Sinful Humanity and God’s Good Purposes

Nathan Klahsen   -  

The post is from a sermon on Genesis 27

Can God Use Sinful Humanity to Accomplish His Good Purposes?

Some of the most difficult moments in life raise this very question. Can God really work through human sin, failure, and brokenness to accomplish His will?

Genesis 27 gives us a front-row seat to a family marked by deceit, favoritism, and manipulation, and yet, through it all, God’s sovereign plan prevails.

The Messy Story of Genesis 27

In Genesis 25:23, God had already declared His plan—that Jacob, the younger son, would receive the blessing instead of Esau, the firstborn. But rather than trusting God’s word, every major character in Genesis 27 tries to control the outcome.

Isaac seeks to bless Esau in secret, ignoring God’s revealed will.

Rebekah schemes to make sure Jacob receives the blessing by deception.

Jacob lies repeatedly to his father to steal what was already promised to him.

Esau responds with rage, seeking revenge rather than repentance.

It’s a story of human failure at every turn. Yet, despite all of it, God’s will stands.

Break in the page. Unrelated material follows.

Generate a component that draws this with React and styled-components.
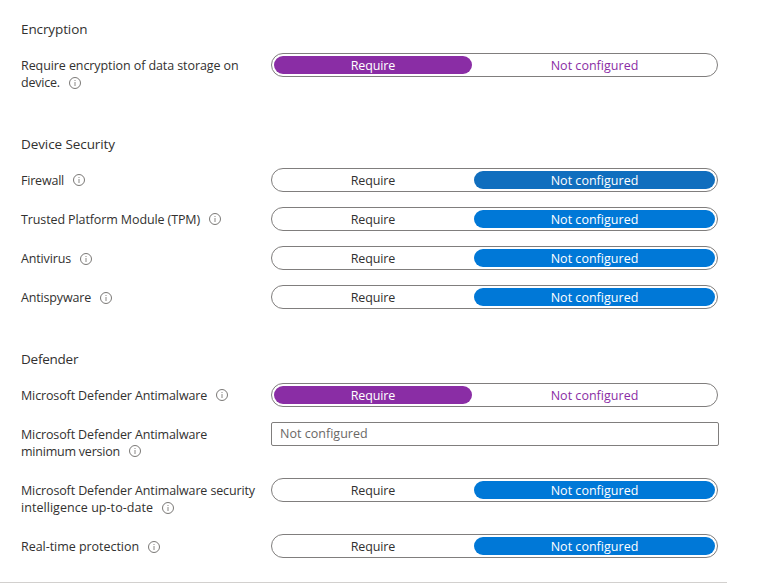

God’s Sovereignty in the Midst of Sin

This passage forces us to wrestle with an important truth: God is sovereign not just despite human sin, but even through it.

This doesn’t mean that God approves of sin—Isaac, Rebekah, Jacob, and Esau are all accountable for their choices. But it does mean that not even human sin can thwart God’s good purposes.

Joseph understood this when he said in Genesis 50:20:

“As for you, you meant evil against me, but God meant it for good.”

And we see it most clearly in Acts 4:27-28, where the greatest act of human sin—the crucifixion of Jesus—was at the same time the very means by which God accomplished the greatest good—our salvation.

“For truly in this city there were gathered together against your holy servant Jesus, whom you anointed, both Herod and Pontius Pilate, along with the Gentiles and the peoples of Israel, to do whatever your hand and your plan had predestined to take place.” (Acts 4:27-28)

The cross was not an accident. It was God’s plan. And if God can use even the greatest evil to bring about the greatest good, we can trust Him in our own lives.

What About When We Suffer?

But what about those who have suffered deeply at the hands of others? What about the betrayed, the abandoned, the abused?

If you’ve ever been hurt by someone else’s sin, you may wonder: Where was God? Does He care?

Job, in the midst of unimaginable suffering, held onto this truth.

“Shall we receive good from God, and shall we not receive evil?” (Job 2:10)

This does not mean that God delights in suffering, but it does mean that He is present in it. He sees. He knows. He has not abandoned you. Even when evil seems to have the upper hand, God is actively weaving His good purposes through the pain (Psalm 34:18).

If you are in Christ and struggling under the weight of sin done against you, know this—your suffering is not meaningless. God is working, even when you cannot see it.

Hope in the One Who Redeems

Genesis 27 is not just a story about a broken family—it is a story of God’s sovereign grace at work.

And ultimately, it points us forward to Jesus—the One who took on our sin, our failures, our suffering, and our shame, and turned it into redemption.

Jacob deceived his father to steal a blessing—but Jesus willingly bore the curse so we could receive true blessing(Galatians 3:13).

Jacob received what he did not deserve through deception—but we receive what we do not deserve through grace (2 Corinthians 5:21).

Jacob fled in fear of Esau’s vengeance—but in Christ, we never have to flee, because our debt has been paid in full.

If God can use the cross—the worst sin in history—to accomplish salvation, then He can be trusted with our lives, our failures, and our suffering.

Will You Trust Him?

So where does this leave us?

God does not waste our suffering. He does not abandon His promises. He does not let sin have the final word.

You have a choice.

Will you fight Him, holding on to your fears and doubts?

Or will you surrender, trusting the One who turns suffering into redemption?